St. Maximus is also known as “the Theologian”, and as “Maximus Confessor”. He was born in Constantinople around the year 580 and died in exile on 13 August, 662. He worked with Pope Martin I against the Monotheist heresy and attended the Lateran Council of 649. He was one of the chief doctors of the theology of the Incarnation and of ascetic mysticism.
He came from a noble family in Constantinople. He became the first secretary to Emperor Heraclius. He has greatly valued, but despite the favor of the emperor, Maximus resigned to the world and gave himself up to contemplation in a monastery at Chrysopolis. He became abbot there- but seems to have left this retreat on account of its insecurity from hostile attacks.

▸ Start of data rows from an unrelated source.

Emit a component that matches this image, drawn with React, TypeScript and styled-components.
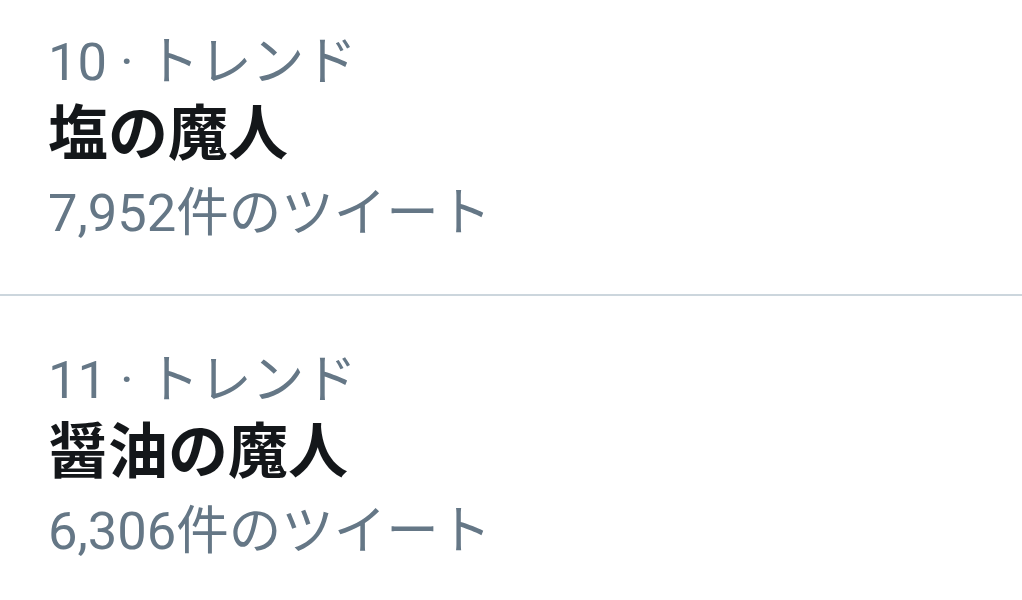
import styled, { createGlobalStyle } from 'styled-components';

const GlobalStyle = createGlobalStyle`
  html, body {
    margin: 0;
    padding: 0;
    background: #ffffff;
    overflow: hidden;
  }
  body {
    font-family: Roboto, "Noto Sans CJK JP", sans-serif;
  }
`;

const Viewport = styled.div`
  width: 1022px;
  height: 600px;
  overflow: hidden;
`;

const TrendList = styled.ul`
  list-style: none;
  margin: -22px 0 0;
  padding: 0;
`;

const Trend = styled.li`
  padding: 48px 48px 45px;
  border-bottom: 2px solid #ccd6dd;
`;

const Meta = styled.div`
  font-size: 52.5px;
  line-height: 72px;
  color: #657786;
  white-space: nowrap;
`;

const Title = styled.div`
  font-size: 60px;
  line-height: 73px;
  margin-bottom: 6px;
  font-weight: 700;
  color: #14171a;
  white-space: nowrap;
`;

interface trendInterface {
  rank: number;
  name: string;
  tweets: string;
}

const trends: trendInterface[] = [
  { rank: 10, name: '塩の魔人', tweets: '7,952' },
  { rank: 11, name: '醤油の魔人', tweets: '6,306' },
];

function App() {
  return (
    <Viewport>
      <GlobalStyle />
      <TrendList>
        {trends.map((trend) => (
          <Trend key={trend.rank}>
            <Meta>{trend.rank} · トレンド</Meta>
            <Title>{trend.name}</Title>
            <Meta>{trend.tweets}件のツイート</Meta>
          </Trend>
        ))}
      </TrendList>
    </Viewport>
  );
}

export default App;
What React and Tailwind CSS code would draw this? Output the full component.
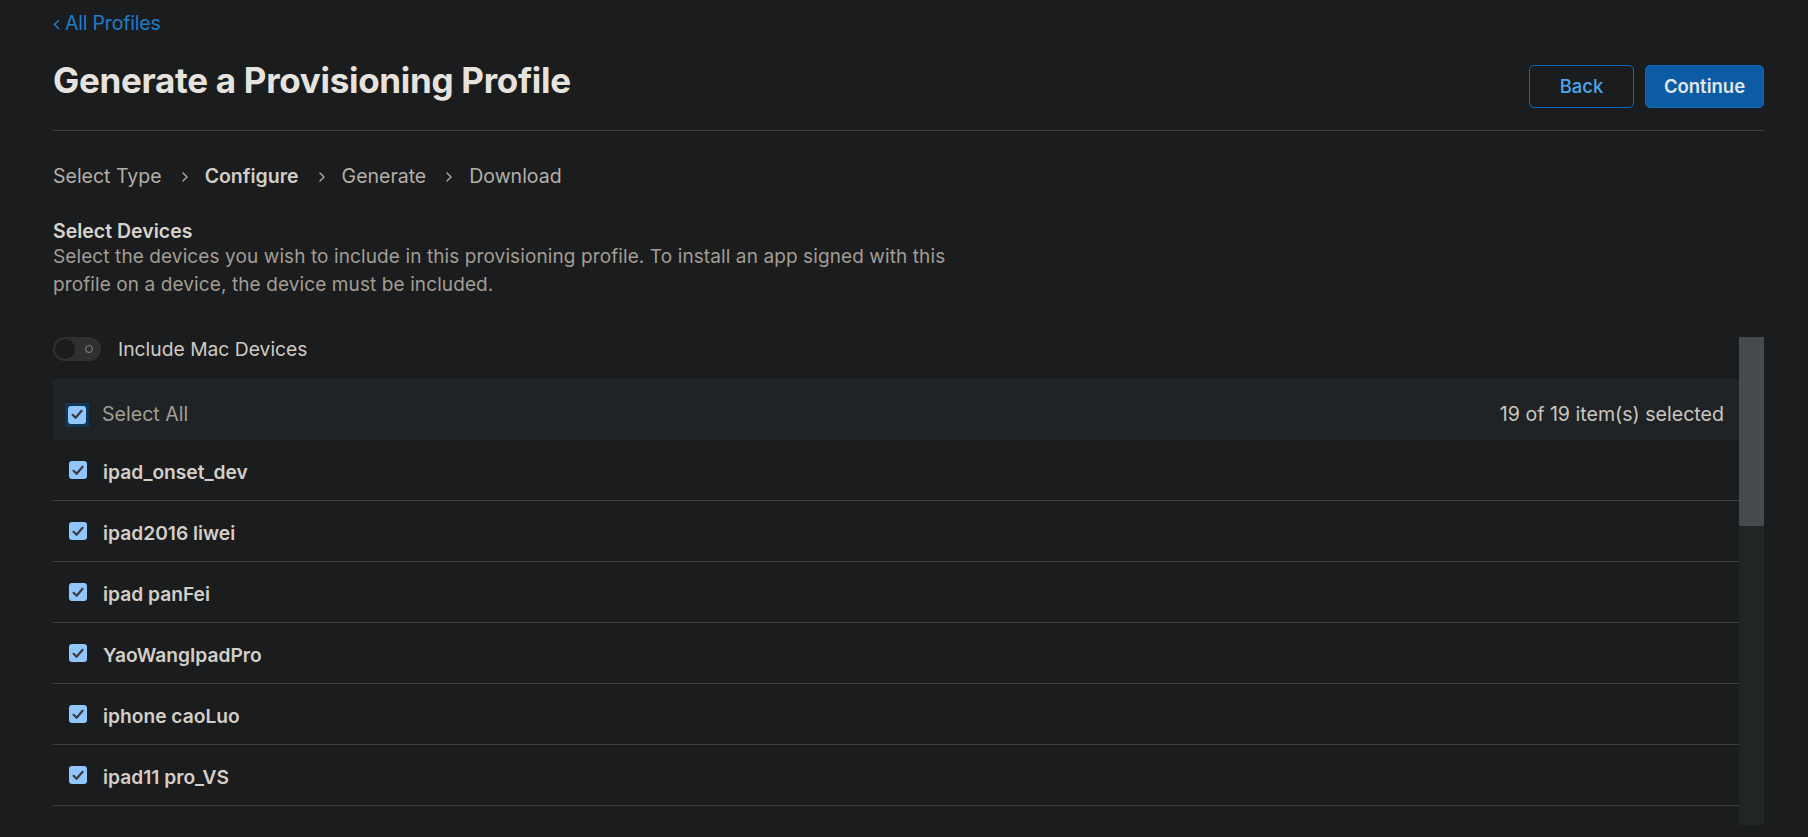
const DEVICES = [
  'ipad_onset_dev',
  'ipad2016 liwei',
  'ipad panFei',
  'YaoWangIpadPro',
  'iphone caoLuo',
  'ipad11 pro_VS',
];

const STEPS = [
  { label: 'Select Type' },
  { label: 'Configure', active: true },
  { label: 'Generate' },
  { label: 'Download' },
];

function Chevron() {
  return (
    <svg width="8" height="12" viewBox="0 0 8 12" className="ml-[19px] mr-[16px] text-[#b0aca4]">
      <path d="M2 2l4 4-4 4" fill="none" stroke="currentColor" strokeWidth="1.4" strokeLinecap="round" strokeLinejoin="round" />
    </svg>
  );
}

function Check({ focused }) {
  return (
    <span className={focused ? 'flex h-[24px] w-[24px] items-center justify-center bg-[#0f3658]' : 'flex h-[18px] w-[18px]'}>
      <span className="flex h-[18px] w-[18px] items-center justify-center rounded-[3px] bg-[#90c6fb]">
        <svg width="12" height="11" viewBox="0 0 12 11">
          <path d="M1.6 5.8l3 3L10.6 1.8" fill="none" stroke="#3b3b3d" strokeWidth="2.2" strokeLinecap="round" strokeLinejoin="round" />
        </svg>
      </span>
    </span>
  );
}

export default function App() {
  return (
    <div className="h-[837px] overflow-hidden bg-[#1b1c1e] pl-[53px] pr-[44px] font-['Inter',sans-serif] text-[#d8d4cc]">
      <a className="mt-[12px] flex h-[24px] items-center gap-[5px] text-[19.5px] tracking-[-0.2px] text-[#1f7ccb]">
        <svg width="7" height="11" viewBox="0 0 7 11">
          <path d="M5.5 1.5l-4 4 4 4" fill="none" stroke="currentColor" strokeWidth="1.6" strokeLinecap="round" strokeLinejoin="round" />
        </svg>
        All Profiles
      </a>

      <div className="mt-[23px] flex items-start justify-between border-b border-[#3c3d3f] pb-[22px]">
        <h1 className="text-[35px] font-bold leading-[42px] tracking-[-0.3px] text-[#e6e3de]">Generate a Provisioning Profile</h1>
        <div className="mt-[6px] flex gap-[11px]">
          <button className="h-[43px] w-[105px] rounded-[5px] border border-[#0d6bbd] text-[18.5px] font-medium text-[#4ba6ee]">Back</button>
          <button className="h-[43px] w-[119px] rounded-[5px] border border-[#1169b8] bg-[#0b5ca5] text-[18.5px] font-semibold text-[#e4e6e8]">Continue</button>
        </div>
      </div>

      <nav className="mt-[34px] flex h-[24px] items-center text-[19.5px]">
        {STEPS.map((s, i) => (
          <div key={s.label} className="flex items-center">
            {i > 0 && <Chevron />}
            <span className={s.active ? 'font-semibold text-[#d2cec7]' : 'text-[#b3afa7]'}>{s.label}</span>
          </div>
        ))}
      </nav>

      <h2 className="mt-[30px] text-[19.5px] font-semibold leading-[24px] text-[#d8d4cc]">Select Devices</h2>
      <p className="max-w-[900px] text-[19px] leading-[28px] tracking-[0.1px] text-[#a29d94]">
        Select the devices you wish to include in this provisioning profile. To install an app signed with this profile on a device, the device must be included.
      </p>

      <div className="mt-[38px] flex h-[488px]">
        <div className="flex-1 overflow-hidden">
          <div className="flex h-[24px] items-center gap-[17px]">
            <span className="flex h-[24px] w-[48px] items-center justify-between rounded-full bg-[#2e3032] pl-[2px] pr-[8px]">
              <span className="h-[20px] w-[20px] rounded-full bg-[#1b1c1e]" />
              <span className="h-[8px] w-[8px] rounded-full border border-[#8a8782]" />
            </span>
            <span className="text-[19.3px] text-[#cfcbc4]">Include Mac Devices</span>
          </div>

          <div className="mt-[18px] flex h-[61px] items-center justify-between bg-[#202325] pl-[12px] pr-[15px] pt-[11px] text-[19.6px]">
            <div className="flex items-center gap-[13px]">
              <Check focused />
              <span className="text-[#a39d92]">Select All</span>
            </div>
            <span className="text-[#c9c6c0]">19 of 19 item(s) selected</span>
          </div>

          {DEVICES.map((d) => (
            <div key={d} className="flex h-[61px] items-center gap-[16px] border-b border-[#3b3c3e] pl-[16px]">
              <Check />
              <span className="mt-[4px] text-[19.2px] font-semibold text-[#d3cfc8]">{d}</span>
            </div>
          ))}
        </div>

        <div className="w-[25px] bg-[#212526]">
          <div className="h-[189px] bg-[#464a4d]" />
        </div>
      </div>
    </div>
  );
}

Falsely accused of treason due to his defense of the orthodox faith, he was arrested and forcibly returned to Constantinople, where he spent several miserable years in prison, and at age 82 received his final sentence:
He has anathematized and with him St. Martin and St. Sophronius. The prefect was ordered to beat them, to cut out their tongues and lop off their right hands, to exhibit them thus mutilated in every quarter of the city, and to send them to perpetual exile and imprisonment. A long letter from the Roman Anastasius tells us of their sufferings on the journey to Colchis where they were imprisoned in different forts. He tells us that St. Maximus foresaw in a vision the day of his death, and that miraculous lights appeared nightly at his tomb. The monk Anastasius had died in the preceding month; the Roman lived on until 666.
St. Maximus died for orthodoxy and obedience to Rome. He has always been considered one of the chief theological writers of the Greek Church and has obtained the honorable title of the Theologian. He may be said to complete and close the series of patristic writings on the Incarnation, as they are summed up by St. John of Damascus.